The Poets’ Niche
By Mark Sconce
Translations: A Chinese Puzzle

I call translations the Pony Express ponies of civilization riding into town with new and different news. By way of example, let’s look at three translations of a Chinese poem by Meng Hao-Jan (7th century). All three translators are poets and skilled emissaries of classical Chinese poetry.*
Kenneth Rexroth’s translation:
Night on the Great River
We anchor the boat alongside a hazy island.
As the sun sets I am overwhelmed with nostalgia.
The plain stretches away without limit.
The sky is just above the tree tops.
The river flows quietly by.
The moon comes down amongst men.
William Carlos Williams’ translation:
Steering my little boat towards a misty islet,
I watch the sun descend while my sorrows grow:
In the vast night the sky hangs lower than the treetops,
But in the blue lake the moon is coming close.
Gary Snyder’s translation:
Mooring on Chien-Te River
The boat rocks at anchor by the misty island
Sunset, my loneliness comes again.
In these vast wilds the sky arches down to the trees.
In the clear river water, the moon draws near.
Here’s another Chinese poem by Li Bo (Tang Dynasty) translated respectively by Ezra Pound and David Hinton:
Ezra Pound’s translation: Separation on the River Kiang
Ko-jin goes west from Ko-kaku-ro,
The smoke-flowers are blurred over the river.
His lone sail blots the far sky.
And now I see only the river,
The long Kiang, reaching heaven.
David Hinton’s translation:
On Yellow-Crane Tower, Farewell to Meng Hao-Jan Who’s Leaving for Yang-Chou
From Yellow-Crane Tower, my old friend leaves the west.
Downstream to Yang-chou, late spring a haze of blossoms,
distant glints of lone sail vanish into emerald-green air:
nothing left but a river flowing on the borders of heaven.

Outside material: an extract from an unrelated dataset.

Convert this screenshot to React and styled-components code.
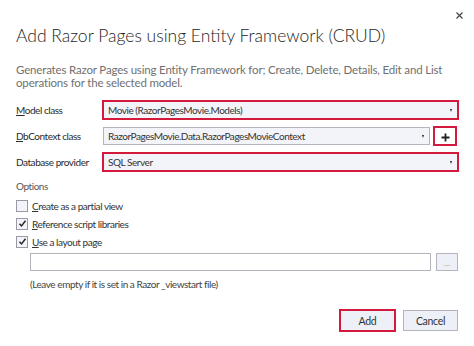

They almost seem like two different poems, yet we still come away with the feeling of two friends parting (a lonely sail) perhaps vanishing in the vast Middle Kingdom, never to see one another again. As James Falen observes, “…the translator must try to view the work as a unified whole and try to be faithful, in some mysterious spirit, to this vision of wholeness. In the result, perhaps we can honor, if nothing else, the poor translator’s quixotic quest, a quest in some respects not unlike that of the artist he seeks to emulate.”